Saved data entries:
[Begin]

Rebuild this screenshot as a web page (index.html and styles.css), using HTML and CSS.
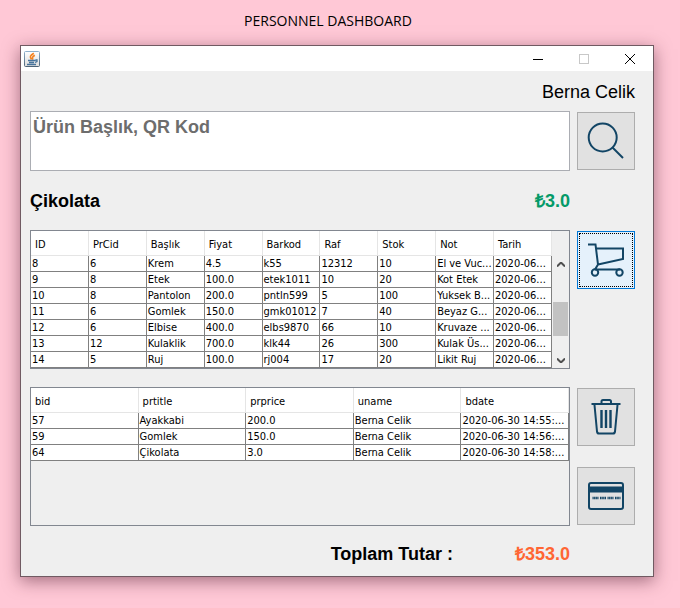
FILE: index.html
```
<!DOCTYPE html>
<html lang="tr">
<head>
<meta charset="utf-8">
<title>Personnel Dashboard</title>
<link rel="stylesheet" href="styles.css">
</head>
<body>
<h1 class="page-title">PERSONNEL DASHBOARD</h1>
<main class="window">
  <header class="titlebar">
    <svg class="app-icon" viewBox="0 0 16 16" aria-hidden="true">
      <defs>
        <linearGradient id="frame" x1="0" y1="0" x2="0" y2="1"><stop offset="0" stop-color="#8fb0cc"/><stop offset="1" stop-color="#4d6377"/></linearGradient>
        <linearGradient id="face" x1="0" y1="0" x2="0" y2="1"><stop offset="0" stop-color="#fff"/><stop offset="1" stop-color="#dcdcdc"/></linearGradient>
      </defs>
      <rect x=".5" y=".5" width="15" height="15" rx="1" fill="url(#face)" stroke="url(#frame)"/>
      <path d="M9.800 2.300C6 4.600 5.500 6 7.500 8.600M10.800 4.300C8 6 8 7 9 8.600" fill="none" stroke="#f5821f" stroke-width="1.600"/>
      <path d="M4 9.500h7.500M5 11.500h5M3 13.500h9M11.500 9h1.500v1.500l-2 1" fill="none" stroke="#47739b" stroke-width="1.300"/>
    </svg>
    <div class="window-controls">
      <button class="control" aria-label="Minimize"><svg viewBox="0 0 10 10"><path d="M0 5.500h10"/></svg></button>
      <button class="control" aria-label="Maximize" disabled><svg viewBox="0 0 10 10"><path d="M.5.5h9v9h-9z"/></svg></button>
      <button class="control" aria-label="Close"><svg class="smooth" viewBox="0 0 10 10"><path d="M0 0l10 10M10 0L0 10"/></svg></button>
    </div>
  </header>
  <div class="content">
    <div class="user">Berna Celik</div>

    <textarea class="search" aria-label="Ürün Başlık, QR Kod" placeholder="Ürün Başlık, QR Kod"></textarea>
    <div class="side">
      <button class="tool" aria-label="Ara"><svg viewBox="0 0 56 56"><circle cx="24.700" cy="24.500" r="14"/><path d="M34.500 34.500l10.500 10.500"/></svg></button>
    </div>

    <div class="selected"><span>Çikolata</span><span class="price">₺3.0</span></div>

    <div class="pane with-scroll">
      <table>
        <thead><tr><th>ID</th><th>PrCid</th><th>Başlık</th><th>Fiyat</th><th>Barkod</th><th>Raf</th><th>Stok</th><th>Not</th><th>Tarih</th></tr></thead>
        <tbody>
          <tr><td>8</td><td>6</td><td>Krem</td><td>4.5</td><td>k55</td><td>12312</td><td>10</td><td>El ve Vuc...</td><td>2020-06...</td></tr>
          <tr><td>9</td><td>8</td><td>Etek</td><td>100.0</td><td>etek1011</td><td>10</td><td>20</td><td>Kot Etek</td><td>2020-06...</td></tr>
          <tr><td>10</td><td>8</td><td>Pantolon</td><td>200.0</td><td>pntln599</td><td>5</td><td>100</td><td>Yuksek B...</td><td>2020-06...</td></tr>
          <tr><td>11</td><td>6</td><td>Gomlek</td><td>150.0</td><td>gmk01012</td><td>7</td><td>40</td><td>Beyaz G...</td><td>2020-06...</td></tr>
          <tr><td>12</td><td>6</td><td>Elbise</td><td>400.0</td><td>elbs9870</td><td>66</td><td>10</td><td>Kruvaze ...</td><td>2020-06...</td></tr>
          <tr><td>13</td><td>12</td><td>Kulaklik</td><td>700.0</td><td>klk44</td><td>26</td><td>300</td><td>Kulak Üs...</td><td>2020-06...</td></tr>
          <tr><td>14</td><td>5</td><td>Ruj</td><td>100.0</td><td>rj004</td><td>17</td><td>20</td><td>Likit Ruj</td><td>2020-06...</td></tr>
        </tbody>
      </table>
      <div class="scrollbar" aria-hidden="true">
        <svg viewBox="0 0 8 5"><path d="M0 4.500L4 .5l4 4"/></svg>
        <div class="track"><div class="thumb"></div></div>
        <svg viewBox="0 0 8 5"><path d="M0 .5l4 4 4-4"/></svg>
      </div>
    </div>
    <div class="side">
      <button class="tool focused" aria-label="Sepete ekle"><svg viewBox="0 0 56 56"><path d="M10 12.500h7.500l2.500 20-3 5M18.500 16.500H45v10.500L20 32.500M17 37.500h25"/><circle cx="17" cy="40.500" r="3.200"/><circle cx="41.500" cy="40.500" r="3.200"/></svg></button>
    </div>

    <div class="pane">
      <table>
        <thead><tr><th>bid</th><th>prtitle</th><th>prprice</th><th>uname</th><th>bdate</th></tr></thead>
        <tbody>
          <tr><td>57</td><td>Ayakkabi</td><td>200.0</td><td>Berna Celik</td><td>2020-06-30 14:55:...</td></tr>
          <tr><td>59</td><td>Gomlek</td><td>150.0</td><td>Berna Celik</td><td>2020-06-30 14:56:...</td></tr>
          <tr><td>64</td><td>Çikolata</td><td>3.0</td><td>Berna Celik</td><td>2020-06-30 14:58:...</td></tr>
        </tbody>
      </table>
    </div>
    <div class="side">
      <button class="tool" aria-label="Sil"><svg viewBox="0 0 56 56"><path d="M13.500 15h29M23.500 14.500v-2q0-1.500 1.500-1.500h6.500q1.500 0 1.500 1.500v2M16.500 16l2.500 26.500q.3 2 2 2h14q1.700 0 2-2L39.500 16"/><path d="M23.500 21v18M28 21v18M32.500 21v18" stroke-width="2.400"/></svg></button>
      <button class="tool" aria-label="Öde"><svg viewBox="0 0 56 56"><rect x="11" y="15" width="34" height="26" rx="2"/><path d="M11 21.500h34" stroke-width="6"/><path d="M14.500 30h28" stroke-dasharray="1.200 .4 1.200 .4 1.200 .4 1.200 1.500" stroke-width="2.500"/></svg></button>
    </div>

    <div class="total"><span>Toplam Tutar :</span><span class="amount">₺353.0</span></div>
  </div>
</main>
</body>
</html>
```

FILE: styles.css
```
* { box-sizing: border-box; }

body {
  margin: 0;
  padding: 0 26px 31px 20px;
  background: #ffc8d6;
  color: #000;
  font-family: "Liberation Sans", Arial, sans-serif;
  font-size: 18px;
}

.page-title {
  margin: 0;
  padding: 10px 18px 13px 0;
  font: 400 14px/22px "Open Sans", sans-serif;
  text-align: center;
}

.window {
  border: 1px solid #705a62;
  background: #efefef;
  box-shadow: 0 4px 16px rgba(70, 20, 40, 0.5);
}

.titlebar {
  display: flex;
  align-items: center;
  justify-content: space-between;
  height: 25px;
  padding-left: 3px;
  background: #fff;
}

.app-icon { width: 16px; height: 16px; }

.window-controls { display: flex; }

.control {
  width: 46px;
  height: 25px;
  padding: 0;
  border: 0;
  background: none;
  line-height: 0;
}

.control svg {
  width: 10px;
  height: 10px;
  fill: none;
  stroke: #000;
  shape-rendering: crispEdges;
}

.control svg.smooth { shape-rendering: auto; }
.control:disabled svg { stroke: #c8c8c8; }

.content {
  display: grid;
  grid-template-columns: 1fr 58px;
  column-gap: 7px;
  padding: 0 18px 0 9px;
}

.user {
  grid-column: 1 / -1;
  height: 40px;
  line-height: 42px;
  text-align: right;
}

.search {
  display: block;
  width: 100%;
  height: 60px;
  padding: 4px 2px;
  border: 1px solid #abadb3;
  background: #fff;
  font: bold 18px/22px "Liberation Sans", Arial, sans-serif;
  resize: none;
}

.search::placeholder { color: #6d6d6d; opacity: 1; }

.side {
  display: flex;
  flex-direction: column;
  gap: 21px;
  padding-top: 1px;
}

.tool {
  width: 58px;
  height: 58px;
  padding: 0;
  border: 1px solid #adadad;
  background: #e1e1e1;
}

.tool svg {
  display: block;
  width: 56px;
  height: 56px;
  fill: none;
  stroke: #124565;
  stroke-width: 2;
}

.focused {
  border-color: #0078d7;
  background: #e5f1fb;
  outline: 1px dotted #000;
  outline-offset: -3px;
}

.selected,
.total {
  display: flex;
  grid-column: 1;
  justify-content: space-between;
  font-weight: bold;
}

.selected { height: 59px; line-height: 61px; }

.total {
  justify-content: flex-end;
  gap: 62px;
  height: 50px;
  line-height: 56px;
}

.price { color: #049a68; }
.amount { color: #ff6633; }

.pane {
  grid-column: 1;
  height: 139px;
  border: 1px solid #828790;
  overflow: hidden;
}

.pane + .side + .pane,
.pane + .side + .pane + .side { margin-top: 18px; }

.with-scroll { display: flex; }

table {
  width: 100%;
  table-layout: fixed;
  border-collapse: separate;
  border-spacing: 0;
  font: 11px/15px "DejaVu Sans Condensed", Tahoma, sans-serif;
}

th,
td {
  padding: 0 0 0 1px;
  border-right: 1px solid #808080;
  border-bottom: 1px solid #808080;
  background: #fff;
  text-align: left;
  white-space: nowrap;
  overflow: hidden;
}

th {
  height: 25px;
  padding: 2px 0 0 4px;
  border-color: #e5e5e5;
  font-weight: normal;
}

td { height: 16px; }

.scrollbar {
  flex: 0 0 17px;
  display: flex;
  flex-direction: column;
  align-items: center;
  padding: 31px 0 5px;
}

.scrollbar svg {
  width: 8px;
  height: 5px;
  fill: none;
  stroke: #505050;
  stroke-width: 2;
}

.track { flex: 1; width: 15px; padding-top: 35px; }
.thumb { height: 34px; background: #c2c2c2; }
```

[End]
[Begin]

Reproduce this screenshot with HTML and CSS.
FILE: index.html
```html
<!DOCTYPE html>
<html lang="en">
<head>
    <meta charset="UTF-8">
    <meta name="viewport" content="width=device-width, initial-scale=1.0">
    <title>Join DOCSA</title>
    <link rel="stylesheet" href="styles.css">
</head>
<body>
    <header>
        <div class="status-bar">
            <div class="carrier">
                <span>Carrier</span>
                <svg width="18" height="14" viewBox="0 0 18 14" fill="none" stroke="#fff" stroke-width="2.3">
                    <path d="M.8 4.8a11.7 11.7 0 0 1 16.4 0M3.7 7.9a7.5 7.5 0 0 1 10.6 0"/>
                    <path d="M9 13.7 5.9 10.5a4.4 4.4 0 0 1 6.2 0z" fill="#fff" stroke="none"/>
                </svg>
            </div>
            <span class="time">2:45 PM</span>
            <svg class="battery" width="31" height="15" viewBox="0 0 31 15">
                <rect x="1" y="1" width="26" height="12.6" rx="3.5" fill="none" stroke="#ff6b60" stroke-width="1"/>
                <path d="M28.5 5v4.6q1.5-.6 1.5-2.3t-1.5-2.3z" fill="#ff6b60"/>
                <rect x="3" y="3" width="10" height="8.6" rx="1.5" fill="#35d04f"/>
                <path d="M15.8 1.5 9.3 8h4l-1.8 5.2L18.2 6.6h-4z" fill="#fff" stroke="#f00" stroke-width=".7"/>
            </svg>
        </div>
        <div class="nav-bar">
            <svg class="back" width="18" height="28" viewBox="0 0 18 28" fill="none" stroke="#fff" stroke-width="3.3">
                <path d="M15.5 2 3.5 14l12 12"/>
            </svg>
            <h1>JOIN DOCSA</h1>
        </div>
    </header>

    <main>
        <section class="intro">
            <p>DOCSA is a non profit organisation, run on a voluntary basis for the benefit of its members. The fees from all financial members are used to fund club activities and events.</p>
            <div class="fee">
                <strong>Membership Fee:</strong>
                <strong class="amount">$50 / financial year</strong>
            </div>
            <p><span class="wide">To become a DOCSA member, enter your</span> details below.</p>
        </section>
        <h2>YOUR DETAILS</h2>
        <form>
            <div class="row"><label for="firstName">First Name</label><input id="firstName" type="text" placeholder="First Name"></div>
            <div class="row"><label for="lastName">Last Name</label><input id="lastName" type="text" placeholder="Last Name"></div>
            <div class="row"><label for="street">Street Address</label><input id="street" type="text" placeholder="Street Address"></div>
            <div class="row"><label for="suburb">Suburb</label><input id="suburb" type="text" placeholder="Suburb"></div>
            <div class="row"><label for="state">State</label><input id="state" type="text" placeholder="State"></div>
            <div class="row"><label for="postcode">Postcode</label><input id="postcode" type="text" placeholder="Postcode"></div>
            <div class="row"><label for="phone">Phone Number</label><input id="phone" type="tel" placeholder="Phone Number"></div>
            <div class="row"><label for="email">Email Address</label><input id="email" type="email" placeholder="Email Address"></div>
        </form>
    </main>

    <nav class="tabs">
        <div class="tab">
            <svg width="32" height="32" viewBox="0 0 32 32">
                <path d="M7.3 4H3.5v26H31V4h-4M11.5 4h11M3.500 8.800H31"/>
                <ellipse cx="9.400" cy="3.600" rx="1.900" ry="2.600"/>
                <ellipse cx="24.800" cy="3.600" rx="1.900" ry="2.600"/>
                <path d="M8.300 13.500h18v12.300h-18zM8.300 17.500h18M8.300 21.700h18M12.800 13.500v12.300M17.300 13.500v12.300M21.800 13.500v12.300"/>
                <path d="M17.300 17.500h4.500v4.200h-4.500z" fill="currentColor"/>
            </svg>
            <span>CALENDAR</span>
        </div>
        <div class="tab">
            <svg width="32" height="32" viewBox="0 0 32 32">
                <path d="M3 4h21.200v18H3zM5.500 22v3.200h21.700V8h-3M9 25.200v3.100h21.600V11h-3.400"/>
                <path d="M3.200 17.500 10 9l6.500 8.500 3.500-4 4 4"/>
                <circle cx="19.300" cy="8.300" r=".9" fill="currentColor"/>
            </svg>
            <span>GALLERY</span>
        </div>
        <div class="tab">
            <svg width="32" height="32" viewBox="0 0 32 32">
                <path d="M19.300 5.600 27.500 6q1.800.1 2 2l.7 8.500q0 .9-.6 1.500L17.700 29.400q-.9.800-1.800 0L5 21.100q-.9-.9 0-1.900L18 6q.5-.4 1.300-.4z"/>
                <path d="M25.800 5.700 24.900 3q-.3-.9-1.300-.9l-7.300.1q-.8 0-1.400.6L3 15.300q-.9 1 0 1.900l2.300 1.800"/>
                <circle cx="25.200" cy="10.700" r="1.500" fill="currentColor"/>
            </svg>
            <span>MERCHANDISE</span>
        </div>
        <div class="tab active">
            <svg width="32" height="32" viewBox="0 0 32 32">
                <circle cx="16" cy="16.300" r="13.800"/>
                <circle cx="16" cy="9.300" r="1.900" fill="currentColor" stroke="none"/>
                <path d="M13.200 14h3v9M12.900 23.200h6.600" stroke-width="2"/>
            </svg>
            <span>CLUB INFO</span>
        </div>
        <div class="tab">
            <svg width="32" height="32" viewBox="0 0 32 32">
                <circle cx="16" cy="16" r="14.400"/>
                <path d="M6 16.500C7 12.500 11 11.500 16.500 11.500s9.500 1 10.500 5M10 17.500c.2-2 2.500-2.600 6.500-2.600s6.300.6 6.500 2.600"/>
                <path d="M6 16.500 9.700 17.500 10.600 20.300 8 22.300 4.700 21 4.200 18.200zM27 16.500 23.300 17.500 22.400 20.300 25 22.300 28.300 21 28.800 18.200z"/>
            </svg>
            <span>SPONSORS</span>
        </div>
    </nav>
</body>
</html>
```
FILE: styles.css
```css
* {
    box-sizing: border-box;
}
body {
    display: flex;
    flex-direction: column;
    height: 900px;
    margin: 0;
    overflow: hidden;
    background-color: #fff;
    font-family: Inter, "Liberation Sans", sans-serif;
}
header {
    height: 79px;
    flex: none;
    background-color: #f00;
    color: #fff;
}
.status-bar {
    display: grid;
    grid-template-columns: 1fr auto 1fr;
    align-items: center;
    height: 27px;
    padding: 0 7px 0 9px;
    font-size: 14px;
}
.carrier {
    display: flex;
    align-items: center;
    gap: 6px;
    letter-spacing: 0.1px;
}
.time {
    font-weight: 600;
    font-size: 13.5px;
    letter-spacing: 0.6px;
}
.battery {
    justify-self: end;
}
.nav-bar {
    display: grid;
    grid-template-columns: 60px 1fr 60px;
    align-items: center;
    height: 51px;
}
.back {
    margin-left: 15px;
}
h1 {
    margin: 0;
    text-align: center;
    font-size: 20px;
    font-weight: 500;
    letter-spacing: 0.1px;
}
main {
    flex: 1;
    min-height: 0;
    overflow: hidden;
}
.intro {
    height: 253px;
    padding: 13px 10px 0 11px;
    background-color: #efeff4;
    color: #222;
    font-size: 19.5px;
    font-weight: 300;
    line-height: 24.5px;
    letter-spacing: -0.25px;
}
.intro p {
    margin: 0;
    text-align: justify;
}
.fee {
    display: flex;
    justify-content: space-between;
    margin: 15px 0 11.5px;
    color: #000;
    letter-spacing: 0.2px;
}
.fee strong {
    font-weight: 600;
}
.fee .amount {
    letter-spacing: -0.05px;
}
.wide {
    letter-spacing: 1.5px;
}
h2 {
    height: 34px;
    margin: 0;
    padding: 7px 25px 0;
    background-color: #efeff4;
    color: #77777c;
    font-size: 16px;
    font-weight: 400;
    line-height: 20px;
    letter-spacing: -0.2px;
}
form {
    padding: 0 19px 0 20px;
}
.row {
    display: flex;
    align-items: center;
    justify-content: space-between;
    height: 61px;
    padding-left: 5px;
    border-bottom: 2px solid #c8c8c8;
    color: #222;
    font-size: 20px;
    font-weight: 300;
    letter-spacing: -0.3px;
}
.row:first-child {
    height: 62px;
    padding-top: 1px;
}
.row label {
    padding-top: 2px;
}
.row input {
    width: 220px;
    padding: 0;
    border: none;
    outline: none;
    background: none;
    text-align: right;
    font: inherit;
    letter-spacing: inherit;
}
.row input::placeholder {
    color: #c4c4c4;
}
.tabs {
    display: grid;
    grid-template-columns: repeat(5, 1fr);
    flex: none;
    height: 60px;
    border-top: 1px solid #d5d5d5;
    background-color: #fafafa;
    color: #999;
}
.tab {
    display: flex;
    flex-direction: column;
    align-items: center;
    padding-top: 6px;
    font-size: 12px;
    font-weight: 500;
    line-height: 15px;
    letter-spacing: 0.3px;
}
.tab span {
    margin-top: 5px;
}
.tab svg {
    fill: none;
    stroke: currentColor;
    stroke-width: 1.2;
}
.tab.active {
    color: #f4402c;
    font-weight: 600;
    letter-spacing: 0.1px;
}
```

[End]

- **Directions**
Pick out, from the lines above, every one that contains the string "this".

- **Exercise solution**
Rebuild this screenshot as a web page (index.html and styles.css), using HTML and CSS.
Reproduce this screenshot with HTML and CSS.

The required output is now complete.